- The paper introduces RewardAgent, a novel framework integrating human preferences with factual and instruction-following verifications for more reliable reward models.
- It details three core components—Router, Verification Agents, and Judger—that collaboratively ensure accuracy and strict adherence to instructions.
- Experiments on benchmarks like RM-Bench, JudgeBench, and IFBench show that RewardAgent significantly outperforms traditional reward models in best-of-n search and LLM training.

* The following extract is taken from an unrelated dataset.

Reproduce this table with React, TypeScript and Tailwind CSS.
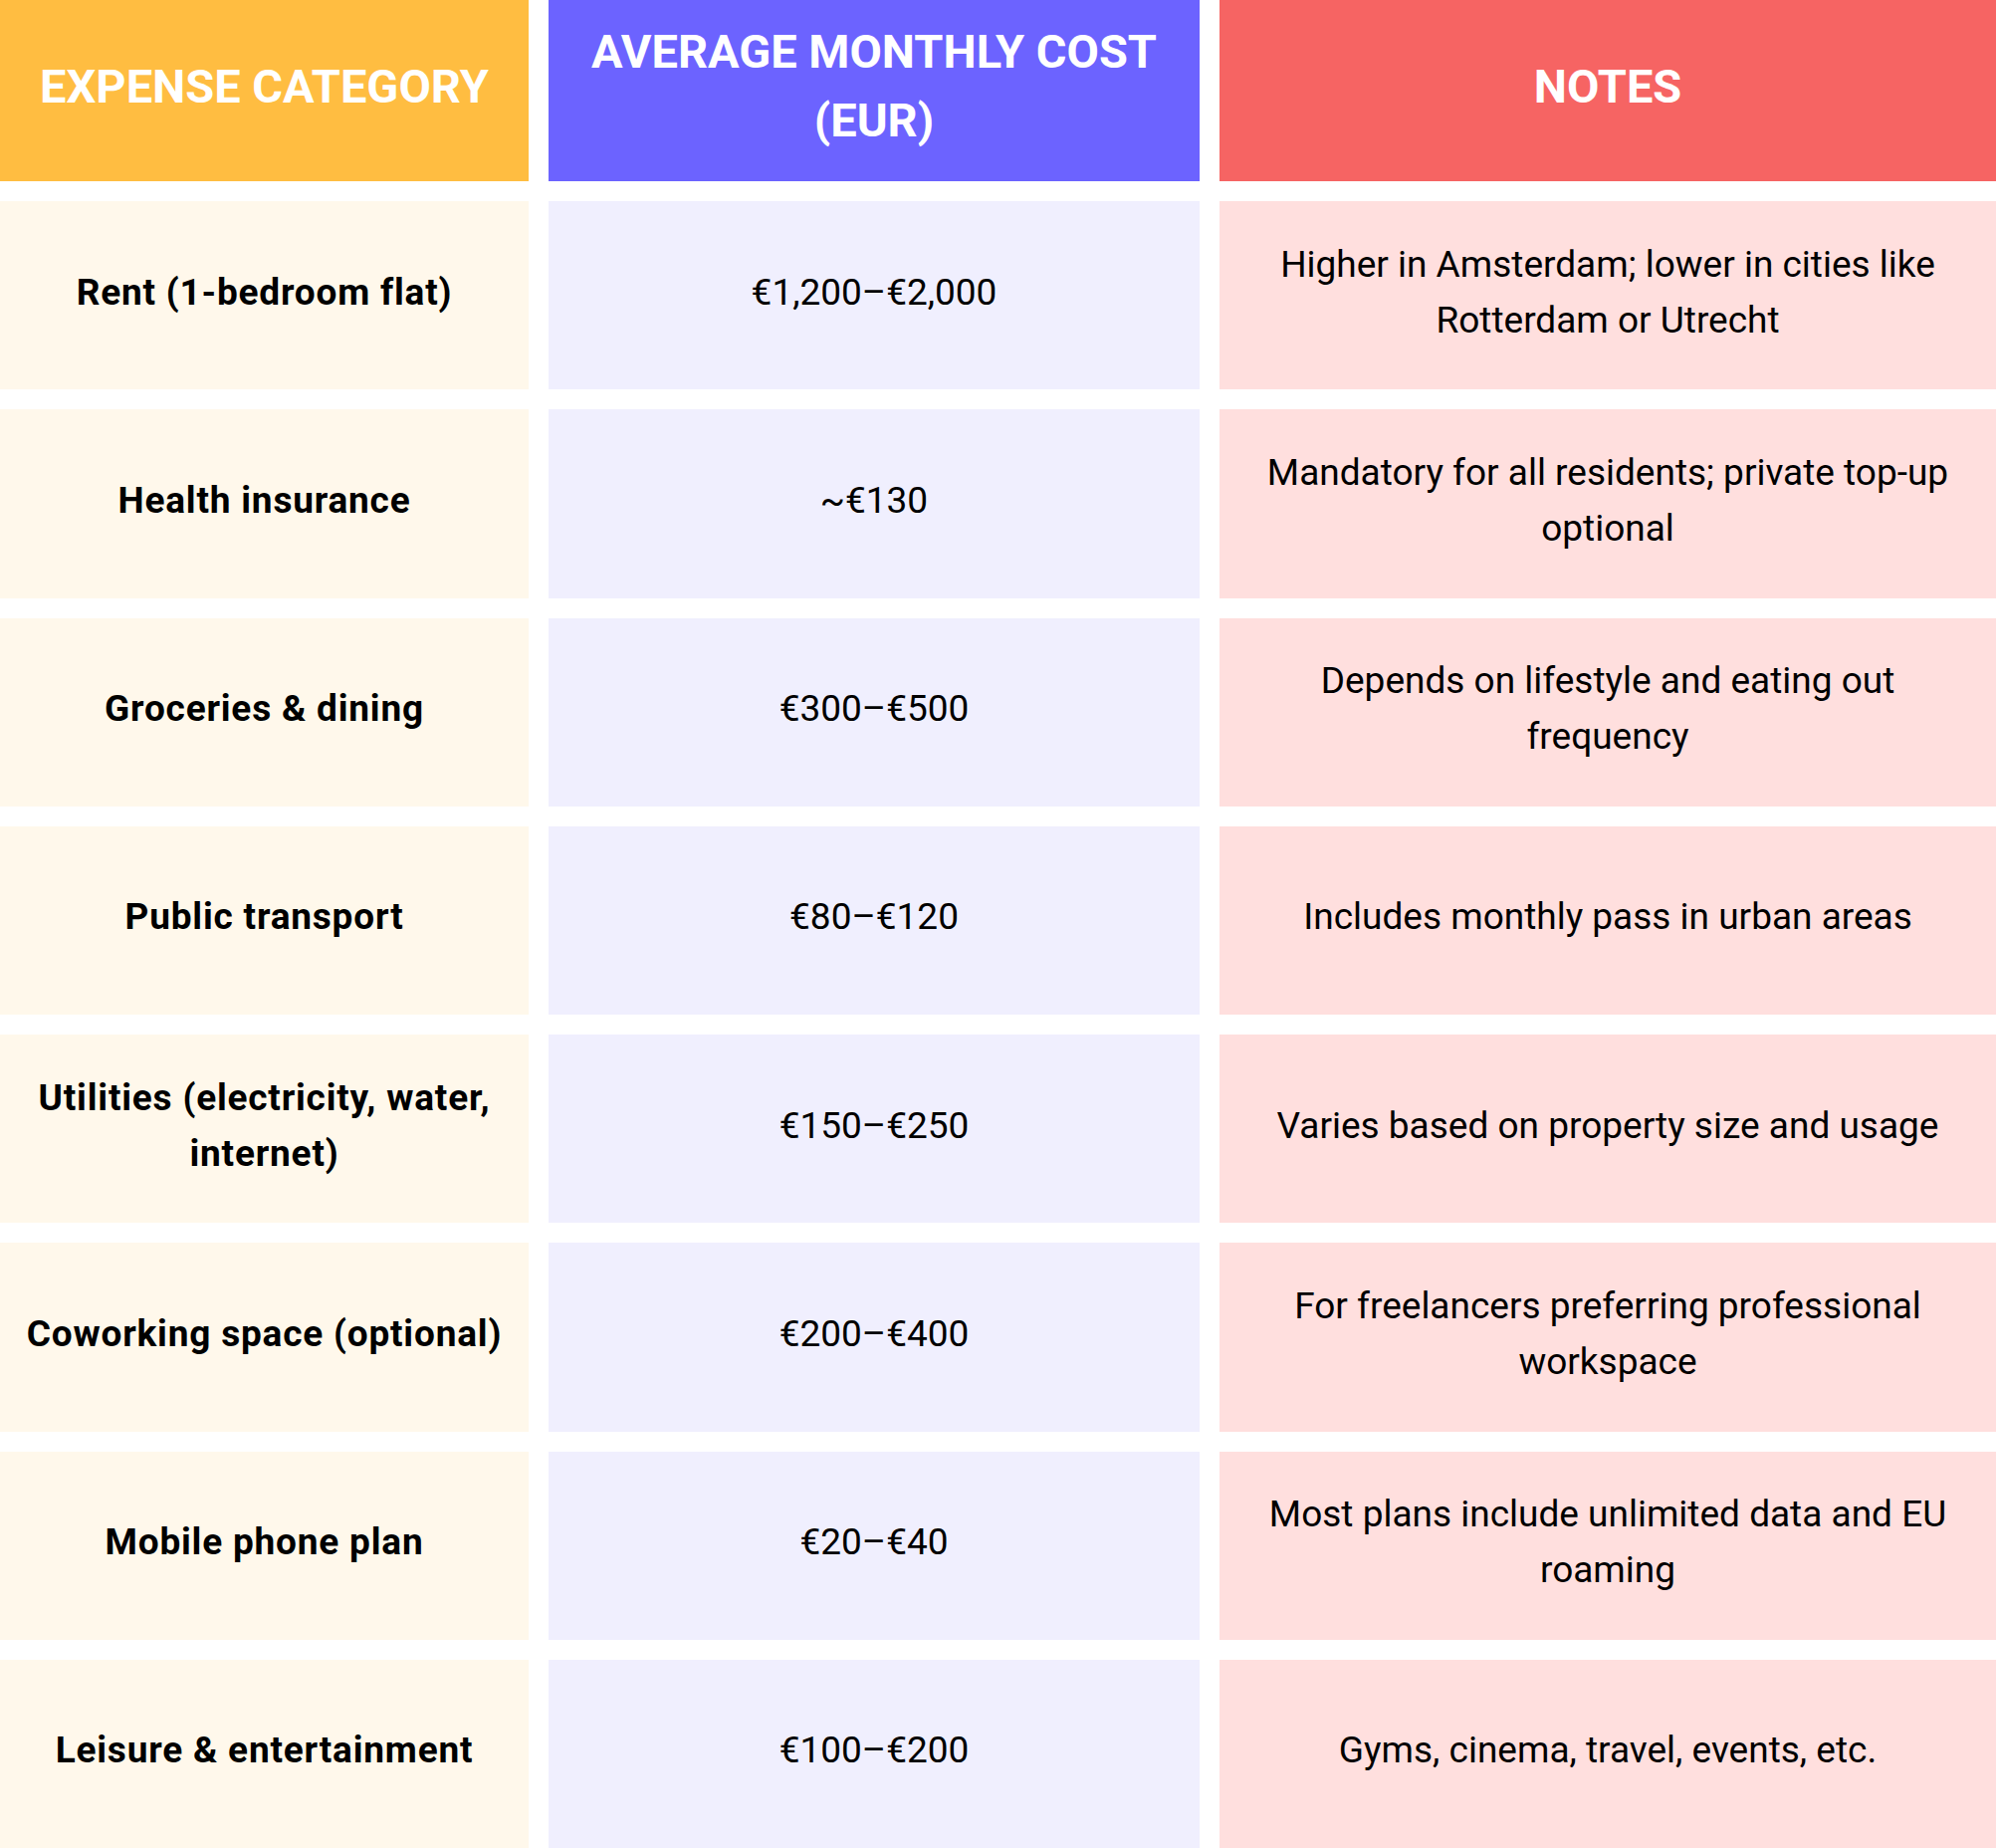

Agentic Reward Modeling: Integrating Human Preferences with Verifiable Correctness Signals for Reliable Reward Systems
Agentic Reward Modeling represents an innovative approach to improving the reliability of Reward Models (RMs) by integrating human preferences with verifiable correctness signals. The conventional methods predominantly focus on aligning RMs with human preferences, consequently introducing subjective biases that can diminish the reliability of these models in real-world applications. This paper introduces a novel framework called RewardAgent, designed to enhance RMs by synthesizing human preference rewards with verifiable signals such as factual accuracy and instruction adherence.
Framework of RewardAgent
RewardAgent is a structured implementation of agentic reward modeling. It comprises three key components: Router, Verification Agents, and Judger. The Router dynamically determines which verification agents to invoke based on specific task requirements. The Verification Agents evaluate the correctness of responses in terms of factuality and instruction adherence, while the Judger integrates these evaluations with human preference scores to assign a comprehensive reward.
Figure 1: The framework of RewardAgent, including three modules: Router, Verification Agents, and Judger.
Verification Agents
Factuality Verification: This agent implements a process that includes identifying inconsistencies between response pairs, generating queries to retrieve supporting evidence, and verifying the factual accuracy using the acquired information. The process is designed to be efficient, reducing the computational overhead typically associated with such tasks.
Instruction-Following Verification: This agent evaluates adherence to hard constraints specified within instructions, utilizing methods such as Python code generation to verify compliance with constraints. This approach is particularly effective in evaluating surface-form constraints, which are not easily assessed using traditional reward models.
Experimental Validation
RewardAgent's effectiveness was demonstrated through comprehensive experiments on multiple benchmarks, including RM-Bench, JudgeBench, and a newly constructed benchmark, IFBench, which evaluates the adherence to multi-constraint instructions. The results indicate that RewardAgent significantly outperforms existing reward models in these evaluations, showcasing its ability to produce more reliable reward systems.
Figure 2: Best-of-n results (\%) on TriviaQA, IFEval, and CELLO using the base reward model ArmoRM and RewardAgent to search. ``+Oracle'' denotes using the oracle setting of RewardAgent as mentioned in \cref{sec:exp_analysis.
Best-of-N Search
The RewardAgent was evaluated on its ability to conduct best-of-n searches, which are crucial for optimizing inference outputs in real-world applications. Experiments utilizing datasets such as TriviaQA and CELLO demonstrated that RewardAgent could effectively enhance response selection, outperforming base reward models in identifying superior responses.
Training LLMs with RewardAgent
Beyond inference, the potential of RewardAgent was further validated through its application in training LLMs using Direct Preference Optimization (DPO). By constructing training datasets that account for both preference annotations and correctness signals, models trained with RewardAgent data exhibited superior performance across various NLP benchmarks compared to those trained with conventional datasets.
Conclusion
The integration of human preferences with correctness signals through RewardAgent marks a significant step towards cultivating more reliable and interpretable reward models. This dual-faceted approach not only elevates the quality and reliability of LLM outputs but also lays a foundation for future explorations in refining reward systems. Building upon this framework, future work can explore more diverse verifiable signals and adaptive planning mechanisms, further advancing the efficacy and robustness of agentic reward modeling systems.